The Latest Gamble / Fernando Damaso

Taking advantage of the presence of foreign journalists, politicians, investors and numerous visitors on the occasion of the Second Summit of the Community of Latin American and Caribbean States, in the days leading up to it and even during the summit itself, the Cuban government has deployed a massive publicity campaign, using all the available media, about the so-called “achievements” of its socialism, particularly in healthcare and education, as a means of trying to attract foreign investment in the Mariel Special Development Zone, through continuous messages, interviews and statements, assessing their multiple advantages. Ironically, this port that was used in 1980 as an exodus point for 123,000 Cubans, is now offered by the same authorities to welcome foreign capital, tax-haven included.

The result of a collaboration between Brazil and Cuba — with the first providing capital and the latter direction the construction — the Mariel Special Development Zone is betting on the displacement in the region of super-vessels, once the expansion project gets underway in the Panama Canal, and the need for deep water ports, modern port facilities, as well as the location of manufacturing plants within the port properties, with special tax treatments.

Undoubtedly, the Brazilian investment is more for “the day after” than for the present, with the objective of assuring an important economic presence in the Cuba of the future.
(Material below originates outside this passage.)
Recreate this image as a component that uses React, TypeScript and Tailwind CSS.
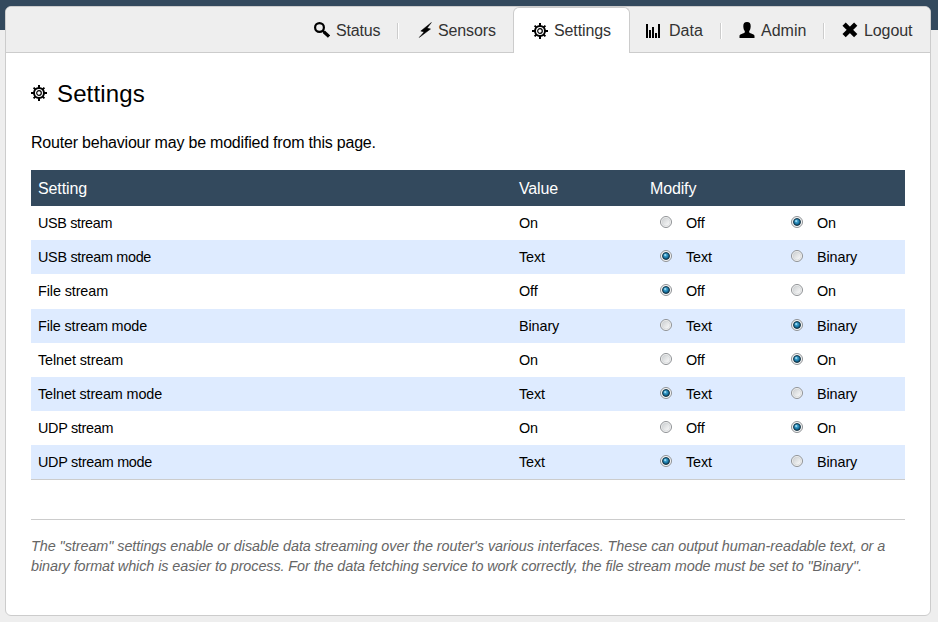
import type { ReactNode } from "react";

const GearIcon = () => (
  <svg width="16" height="16" viewBox="0 0 16 16" fill="none" stroke="#000">
    <circle cx="8" cy="8" r="5" strokeWidth="2" />
    <circle cx="8" cy="8" r="2.3" strokeWidth="1.2" />
    <path
      strokeWidth="2"
      d="M8 0v3M8 13v3M0 8h3M13 8h3M2.6 2.6l2 2M11.4 11.4l2 2M13.4 2.6l-2 2M4.6 11.4l-2 2"
    />
  </svg>
);

const SearchIcon = () => (
  <svg width="16" height="16" viewBox="0 0 16 16" fill="none" stroke="#000">
    <circle cx="5.5" cy="5.5" r="4.4" strokeWidth="2.2" />
    <path strokeWidth="2.4" d="M8.500 8.500l2 2" />
    <path strokeWidth="3.2" d="M10 10l5 4.600" />
  </svg>
);

const BoltIcon = () => (
  <svg width="16" height="16" viewBox="0 0 16 16" fill="#000" stroke="#000" strokeWidth=".5">
    <path d="M15.400 .5L4.800 9L8 10L3.200 15.500L14.500 7L11.200 6Z" />
  </svg>
);

const BarsIcon = () => (
  <svg width="16" height="16" viewBox="0 0 16 16" fill="#000" shapeRendering="crispEdges">
    <path d="M1 2h2v14H1zM4 8h2v8H4zM7 5h2v11H7zM10 11h2v5h-2zM13 2h2v14h-2z" />
  </svg>
);

const UserIcon = () => (
  <svg width="16" height="16" viewBox="0 0 16 16" fill="#000">
    <path d="M8 0C10.600 0 11.800 1.500 11.700 4.200C11.600 6.500 11.100 8 10.200 9V10.600C11.200 11.600 15.500 12.300 15.500 14V16H.5V14C.5 12.300 4.800 11.600 5.800 10.600V9C4.900 8 4.400 6.500 4.300 4.200C4.200 1.500 5.400 0 8 0Z" />
  </svg>
);

const CrossIcon = () => (
  <svg width="16" height="16" viewBox="0 0 16 16" fill="none" stroke="#000">
    <path strokeWidth="4.6" d="M2.100 2.100l11.600 11.600M13.700 2.100L2.100 13.700" />
  </svg>
);

function NavItem({ icon, label, className }: { icon: ReactNode; label: string; className: string }) {
  return (
    <li className={`flex items-center ${className}`}>
      <a href="#" className="flex items-center gap-1.5">
        {icon}
        <span className="pt-0.5">{label}</span>
      </a>
    </li>
  );
}

const Divider = () => <li className="mt-4 h-4 w-0.5 border-l border-r border-l-[#ccc] border-r-white" />;

function Radio({ checked }: { checked: boolean }) {
  return (
    <svg width="12" height="12" viewBox="0 0 12 12">
      <circle cx="6" cy="6" r="5.500" fill="#f8f8f8" stroke="#8e9194" />
      {checked ? (
        <>
          <circle cx="6" cy="6" r="3.500" fill="url(#radioOn)" stroke="#12303f" strokeWidth=".9" />
          <circle cx="5.100" cy="5" r="1" fill="#9fdcf5" />
        </>
      ) : (
        <circle cx="6" cy="6" r="4" fill="url(#radioOff)" stroke="#cfd1d3" strokeWidth=".6" />
      )}
    </svg>
  );
}

const onOff = ["Off", "On"];
const modes = ["Text", "Binary"];

const rows = [
  { name: "USB stream", options: onOff, value: "On", tracking: "tracking-[-0.35px]" },
  { name: "USB stream mode", options: modes, value: "Text", tracking: "tracking-[-0.3px]" },
  { name: "File stream", options: onOff, value: "Off", tracking: "tracking-[-0.1px]" },
  { name: "File stream mode", options: modes, value: "Binary", tracking: "tracking-[-0.13px]" },
  { name: "Telnet stream", options: onOff, value: "On", tracking: "tracking-[-0.1px]" },
  { name: "Telnet stream mode", options: modes, value: "Text", tracking: "tracking-[-0.13px]" },
  { name: "UDP stream", options: onOff, value: "On", tracking: "tracking-[-0.3px]" },
  { name: "UDP stream mode", options: modes, value: "Text", tracking: "tracking-[-0.27px]" },
];

export default function App() {
  return (
    <div className="h-[622px] w-[938px] overflow-hidden bg-[linear-gradient(#33495d_30px,#eeeeee_30px)] pt-1.5 pl-[5px] font-['Liberation_Sans',Arial,sans-serif] text-black">
      <svg className="absolute h-0 w-0">
        <defs>
          <radialGradient id="radioOn" cx=".45" cy=".4" r=".6">
            <stop offset="0" stopColor="#5fbbe0" />
            <stop offset=".6" stopColor="#1878a8" />
            <stop offset="1" stopColor="#0d3c58" />
          </radialGradient>
          <linearGradient id="radioOff" x1="0" y1="0" x2="1" y2="1">
            <stop offset="0" stopColor="#cbced0" />
            <stop offset="1" stopColor="#fdfdfd" />
          </linearGradient>
        </defs>
      </svg>
      <div className="h-[610px] w-[926px] rounded-[6px] border border-[#ccc] bg-white">
        <ul className="flex h-[46px] justify-end rounded-t-[5px] border-b border-[#ccc] bg-[#eee] text-base text-[#333]">
          <NavItem icon={<SearchIcon />} label="Status" className="w-[83px] tracking-[-0.15px]" />
          <Divider />
          <NavItem icon={<BoltIcon />} label="Sensors" className="w-[114px] pl-[17px] tracking-[-0.13px]" />
          <li className="flex h-[46px] w-[117px] items-center rounded-t-[6px] border-x border-t border-[#ccc] bg-white pl-[18px] tracking-[-0.1px]">
            <a href="#" className="flex items-center gap-1.5">
              <GearIcon />
              <span>Settings</span>
            </a>
          </li>
          <NavItem
            icon={
              <span className="mr-0.5">
                <BarsIcon />
              </span>
            }
            label="Data"
            className="w-[90px] pl-[15px]"
          />
          <Divider />
          <NavItem icon={<UserIcon />} label="Admin" className="w-[101px] pl-[17px]" />
          <Divider />
          <NavItem icon={<CrossIcon />} label="Logout" className="w-[105px] pl-[17px] tracking-[-0.1px]" />
        </ul>
        <main className="px-[25px]">
          <h1 className="mt-6 flex h-8 items-center gap-2.5 text-2xl tracking-[0.13px]">
            <GearIcon />
            <span className="pt-0.5">Settings</span>
          </h1>
          <p className="mt-[22px] text-base leading-6 tracking-[-0.21px]">
            Router behaviour may be modified from this page.
          </p>
          <div className="mt-[15px] border-b border-[#ccc] text-[14.4px]">
            <div className="grid h-9 grid-cols-[481px_131px_1fr] items-center bg-[#33495d] pt-0.5 text-base text-white">
              <span className="pl-[7px] tracking-[-0.1px]">Setting</span>
              <span className="pl-[7px] tracking-[-0.15px]">Value</span>
              <span className="pl-[7px] tracking-[-0.15px]">Modify</span>
            </div>
            {rows.map((row) => (
              <div
                key={row.name}
                className="grid h-[34.180px] grid-cols-[481px_131px_131px_131px] items-center odd:bg-[#deebff] even:bg-white"
              >
                <span className={`pt-[1.5px] pl-[7px] ${row.tracking}`}>{row.name}</span>
                <span className="pt-[1.5px] pl-[7px] tracking-[-0.1px]">{row.value}</span>
                {row.options.map((option) => (
                  <label key={option} className="flex items-center gap-3.5 pl-[17px]">
                    <span className="-mt-0.5">
                      <Radio checked={option === row.value} />
                    </span>
                    <span className="pt-[1.5px] tracking-[-0.1px]">{option}</span>
                  </label>
                ))}
              </div>
            ))}
          </div>
          <p className="mt-[39px] border-t border-[#ccc] pt-4 text-[14.4px] leading-5 tracking-[-0.08px] text-[#666] italic first-line:tracking-[-0.055px]">
            The "stream" settings enable or disable data streaming over the router's various interfaces. These can
            output human-readable text, or a binary format which is easier to process. For the data fetching service to
            work correctly, the file stream mode must be set to "Binary".
          </p>
        </main>
      </div>
    </div>
  );
}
The current statements are only a part of the “third world stage setting” so fashionably right now, where it’s the style to resuscitate the heroes of independence, in order to serve as “moral guarantors” for the politicians.

Another element to take into account is that its importance will only materialize of the United States eliminates the sanctions currently imposed on Cuba, including the so-called “blockade.” Without this it would be very difficult to attract super-vessels to this Cuban port, and even more so the foreign investments in manufacturing plants, whose products could not be sold in the United States. And so it’s easy to understand: this is a gamble with a great deal of uncertainty.

If we add to this the possibility that the next president of the United States will not be a Democrat but rather a Republican, do to the loss of acceptance among the citizenry of the current leader because he has failed to fulfill many of his campaign promises, the panorama becomes even more complex.

In any event, the gamble is already made and here, fortunately, there is no stepping back, because the capital is Brazilian and also has its interests. It only remains to pray, cross one’s fingers and hope it comes to pass, because for Cuba, discarding for now the false illusion of finding oil, it’s the only potential economic effort that can help us overcome the crisis in the near future, as long as the benefits reach down to ordinary Cubans and don’t remain solely at the heights of power and those who surround it.